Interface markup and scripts
"""

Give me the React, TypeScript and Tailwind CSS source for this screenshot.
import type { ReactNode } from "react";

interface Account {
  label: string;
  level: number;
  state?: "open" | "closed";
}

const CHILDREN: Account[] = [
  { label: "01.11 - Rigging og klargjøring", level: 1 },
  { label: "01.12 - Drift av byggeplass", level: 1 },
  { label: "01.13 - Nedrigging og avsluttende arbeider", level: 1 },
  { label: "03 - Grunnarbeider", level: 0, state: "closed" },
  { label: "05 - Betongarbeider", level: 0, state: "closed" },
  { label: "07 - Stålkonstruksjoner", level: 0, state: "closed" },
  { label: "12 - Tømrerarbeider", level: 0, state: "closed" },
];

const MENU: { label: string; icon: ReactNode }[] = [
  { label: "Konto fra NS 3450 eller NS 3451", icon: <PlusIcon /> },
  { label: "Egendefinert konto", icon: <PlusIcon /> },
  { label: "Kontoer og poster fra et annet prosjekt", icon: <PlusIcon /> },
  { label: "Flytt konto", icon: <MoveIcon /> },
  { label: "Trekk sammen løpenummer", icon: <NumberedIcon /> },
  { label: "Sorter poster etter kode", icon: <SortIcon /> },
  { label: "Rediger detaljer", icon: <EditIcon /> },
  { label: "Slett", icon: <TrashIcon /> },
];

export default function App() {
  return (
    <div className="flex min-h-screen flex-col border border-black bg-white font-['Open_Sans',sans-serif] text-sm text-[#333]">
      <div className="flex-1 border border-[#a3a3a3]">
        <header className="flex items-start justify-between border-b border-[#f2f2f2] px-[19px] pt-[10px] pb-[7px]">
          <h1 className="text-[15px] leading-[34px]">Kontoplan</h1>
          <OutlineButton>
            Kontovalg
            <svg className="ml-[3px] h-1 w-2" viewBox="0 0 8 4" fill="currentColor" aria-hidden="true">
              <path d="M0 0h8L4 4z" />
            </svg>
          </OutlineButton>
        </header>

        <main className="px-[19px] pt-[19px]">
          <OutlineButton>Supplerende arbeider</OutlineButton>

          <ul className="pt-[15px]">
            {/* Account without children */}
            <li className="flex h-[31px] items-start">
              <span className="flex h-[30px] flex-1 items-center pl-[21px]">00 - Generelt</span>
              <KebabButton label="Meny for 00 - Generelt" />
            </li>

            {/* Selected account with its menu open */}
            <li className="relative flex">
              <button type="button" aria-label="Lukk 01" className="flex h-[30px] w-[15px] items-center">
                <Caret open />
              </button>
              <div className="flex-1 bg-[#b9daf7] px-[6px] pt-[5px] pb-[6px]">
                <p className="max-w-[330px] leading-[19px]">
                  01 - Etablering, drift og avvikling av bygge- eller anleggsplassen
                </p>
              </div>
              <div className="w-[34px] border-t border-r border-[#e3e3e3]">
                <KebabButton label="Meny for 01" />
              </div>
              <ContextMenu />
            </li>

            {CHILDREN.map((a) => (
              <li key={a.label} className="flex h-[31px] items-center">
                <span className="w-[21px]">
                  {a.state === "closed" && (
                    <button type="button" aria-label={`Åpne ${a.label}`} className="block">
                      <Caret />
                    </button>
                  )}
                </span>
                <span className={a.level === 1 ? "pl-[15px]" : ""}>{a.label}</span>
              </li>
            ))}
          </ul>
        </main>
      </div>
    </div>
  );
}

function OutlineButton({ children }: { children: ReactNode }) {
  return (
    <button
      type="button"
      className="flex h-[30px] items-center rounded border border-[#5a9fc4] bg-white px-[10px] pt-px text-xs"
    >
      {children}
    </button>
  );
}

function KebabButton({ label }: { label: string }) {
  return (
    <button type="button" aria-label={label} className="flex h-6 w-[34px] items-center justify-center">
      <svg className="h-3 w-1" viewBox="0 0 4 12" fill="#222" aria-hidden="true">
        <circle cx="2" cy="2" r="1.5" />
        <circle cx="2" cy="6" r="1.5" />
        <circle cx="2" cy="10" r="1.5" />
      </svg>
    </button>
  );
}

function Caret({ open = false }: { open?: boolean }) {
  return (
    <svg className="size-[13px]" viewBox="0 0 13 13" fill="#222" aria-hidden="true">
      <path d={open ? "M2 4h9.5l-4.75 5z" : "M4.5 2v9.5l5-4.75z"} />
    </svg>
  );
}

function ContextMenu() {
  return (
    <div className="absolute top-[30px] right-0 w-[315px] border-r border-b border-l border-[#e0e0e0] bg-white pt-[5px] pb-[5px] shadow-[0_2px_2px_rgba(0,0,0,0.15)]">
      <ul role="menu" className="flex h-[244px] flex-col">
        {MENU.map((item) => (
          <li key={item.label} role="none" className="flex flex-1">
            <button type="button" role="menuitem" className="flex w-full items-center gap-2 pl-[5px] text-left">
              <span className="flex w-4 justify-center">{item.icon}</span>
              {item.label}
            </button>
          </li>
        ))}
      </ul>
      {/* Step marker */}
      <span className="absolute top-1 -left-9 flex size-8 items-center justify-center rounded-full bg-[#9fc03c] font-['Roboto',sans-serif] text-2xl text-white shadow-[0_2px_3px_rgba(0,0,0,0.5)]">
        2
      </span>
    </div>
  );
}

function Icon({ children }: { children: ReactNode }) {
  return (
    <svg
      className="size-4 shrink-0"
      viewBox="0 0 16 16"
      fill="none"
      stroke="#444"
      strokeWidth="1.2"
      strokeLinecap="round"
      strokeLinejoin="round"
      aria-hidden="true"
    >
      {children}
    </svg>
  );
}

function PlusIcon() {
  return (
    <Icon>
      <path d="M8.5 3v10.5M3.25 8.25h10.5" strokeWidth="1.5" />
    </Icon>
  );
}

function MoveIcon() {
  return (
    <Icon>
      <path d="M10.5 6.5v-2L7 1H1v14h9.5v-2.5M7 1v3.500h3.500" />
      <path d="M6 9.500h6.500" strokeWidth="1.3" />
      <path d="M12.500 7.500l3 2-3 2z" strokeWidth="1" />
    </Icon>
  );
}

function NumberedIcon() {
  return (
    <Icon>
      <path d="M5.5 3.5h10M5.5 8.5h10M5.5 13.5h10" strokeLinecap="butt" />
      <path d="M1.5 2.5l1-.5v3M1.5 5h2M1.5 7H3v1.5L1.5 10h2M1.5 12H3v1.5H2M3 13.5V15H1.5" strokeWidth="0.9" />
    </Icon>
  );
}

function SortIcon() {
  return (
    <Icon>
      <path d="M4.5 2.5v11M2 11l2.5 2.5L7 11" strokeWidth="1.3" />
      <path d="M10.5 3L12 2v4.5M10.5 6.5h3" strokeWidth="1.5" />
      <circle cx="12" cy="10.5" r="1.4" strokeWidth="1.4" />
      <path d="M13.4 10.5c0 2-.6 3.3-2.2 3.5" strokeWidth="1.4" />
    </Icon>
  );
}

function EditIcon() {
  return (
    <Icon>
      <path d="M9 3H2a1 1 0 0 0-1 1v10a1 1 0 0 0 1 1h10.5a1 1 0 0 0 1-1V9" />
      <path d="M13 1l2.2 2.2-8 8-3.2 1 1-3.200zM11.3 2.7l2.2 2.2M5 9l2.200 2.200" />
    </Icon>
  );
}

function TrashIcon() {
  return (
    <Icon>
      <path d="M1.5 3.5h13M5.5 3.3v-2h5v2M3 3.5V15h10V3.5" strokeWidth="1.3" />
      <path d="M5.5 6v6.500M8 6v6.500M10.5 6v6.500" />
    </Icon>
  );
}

"""
"""

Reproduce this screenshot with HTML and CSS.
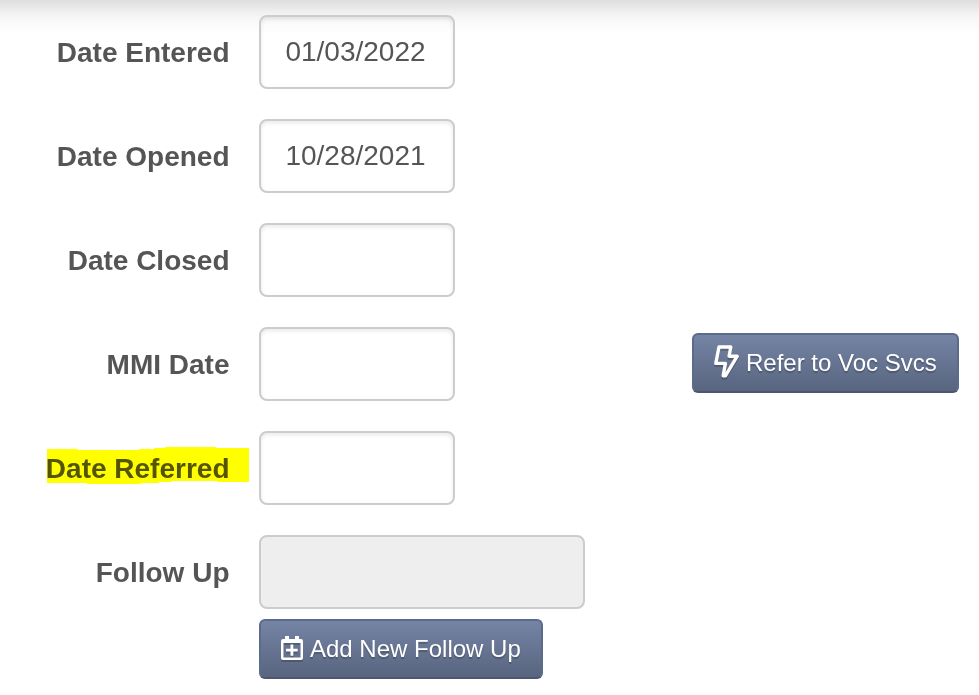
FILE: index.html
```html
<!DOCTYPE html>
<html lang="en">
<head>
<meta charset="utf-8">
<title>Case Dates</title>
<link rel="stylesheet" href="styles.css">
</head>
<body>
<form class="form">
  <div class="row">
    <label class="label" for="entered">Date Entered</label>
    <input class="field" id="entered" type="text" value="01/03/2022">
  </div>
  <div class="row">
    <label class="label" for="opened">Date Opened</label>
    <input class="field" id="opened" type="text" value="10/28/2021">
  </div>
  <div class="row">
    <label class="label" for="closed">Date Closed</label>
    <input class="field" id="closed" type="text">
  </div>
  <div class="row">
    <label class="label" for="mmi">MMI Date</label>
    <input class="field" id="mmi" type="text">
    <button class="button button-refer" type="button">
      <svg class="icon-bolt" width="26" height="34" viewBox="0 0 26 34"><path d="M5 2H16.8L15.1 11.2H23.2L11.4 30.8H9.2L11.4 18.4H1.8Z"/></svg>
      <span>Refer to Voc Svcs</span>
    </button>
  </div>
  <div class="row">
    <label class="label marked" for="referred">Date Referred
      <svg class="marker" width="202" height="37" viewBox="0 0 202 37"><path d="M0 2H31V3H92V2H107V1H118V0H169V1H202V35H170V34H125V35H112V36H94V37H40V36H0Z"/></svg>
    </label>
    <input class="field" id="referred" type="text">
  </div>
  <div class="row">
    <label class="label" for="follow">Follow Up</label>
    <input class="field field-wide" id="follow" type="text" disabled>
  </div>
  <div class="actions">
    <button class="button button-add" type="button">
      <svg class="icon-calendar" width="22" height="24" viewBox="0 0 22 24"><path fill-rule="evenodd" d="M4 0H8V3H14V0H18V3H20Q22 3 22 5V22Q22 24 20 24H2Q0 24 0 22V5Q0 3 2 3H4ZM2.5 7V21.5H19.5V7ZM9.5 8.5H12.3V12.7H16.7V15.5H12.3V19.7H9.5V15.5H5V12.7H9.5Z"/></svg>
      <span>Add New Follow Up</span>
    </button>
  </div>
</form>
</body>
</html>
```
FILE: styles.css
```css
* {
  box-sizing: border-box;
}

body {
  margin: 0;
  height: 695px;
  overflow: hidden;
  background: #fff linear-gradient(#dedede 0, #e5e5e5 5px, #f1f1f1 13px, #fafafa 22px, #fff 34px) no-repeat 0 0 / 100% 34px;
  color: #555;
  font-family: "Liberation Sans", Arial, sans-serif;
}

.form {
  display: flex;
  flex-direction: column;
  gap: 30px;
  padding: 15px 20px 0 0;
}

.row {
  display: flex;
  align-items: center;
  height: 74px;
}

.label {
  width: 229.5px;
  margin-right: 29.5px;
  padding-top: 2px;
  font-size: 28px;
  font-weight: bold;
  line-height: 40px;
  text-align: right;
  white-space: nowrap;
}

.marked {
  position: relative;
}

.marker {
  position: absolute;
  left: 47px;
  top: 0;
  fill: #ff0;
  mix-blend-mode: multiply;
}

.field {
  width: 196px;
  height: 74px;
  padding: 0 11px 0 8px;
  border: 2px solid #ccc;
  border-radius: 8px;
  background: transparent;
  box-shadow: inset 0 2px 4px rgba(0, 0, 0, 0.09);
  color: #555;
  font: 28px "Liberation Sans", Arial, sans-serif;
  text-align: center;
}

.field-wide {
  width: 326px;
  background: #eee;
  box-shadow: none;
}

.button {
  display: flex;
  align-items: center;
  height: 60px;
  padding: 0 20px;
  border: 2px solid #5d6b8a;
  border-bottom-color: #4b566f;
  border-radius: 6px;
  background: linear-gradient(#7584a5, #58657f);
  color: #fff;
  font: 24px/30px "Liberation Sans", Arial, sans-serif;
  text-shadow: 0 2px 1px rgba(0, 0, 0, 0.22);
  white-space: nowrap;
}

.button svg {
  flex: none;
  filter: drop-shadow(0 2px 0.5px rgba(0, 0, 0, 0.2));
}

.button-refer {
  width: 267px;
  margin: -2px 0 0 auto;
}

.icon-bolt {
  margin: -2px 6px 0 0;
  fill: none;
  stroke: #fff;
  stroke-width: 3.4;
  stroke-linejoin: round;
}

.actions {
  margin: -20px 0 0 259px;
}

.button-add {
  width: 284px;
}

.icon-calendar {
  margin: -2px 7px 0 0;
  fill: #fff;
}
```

"""

Task statement: Collect each line of the entries that has the word "screenshot", copying it in full.

Solution to this task:
Give me the React, TypeScript and Tailwind CSS source for this screenshot.
Reproduce this screenshot with HTML and CSS.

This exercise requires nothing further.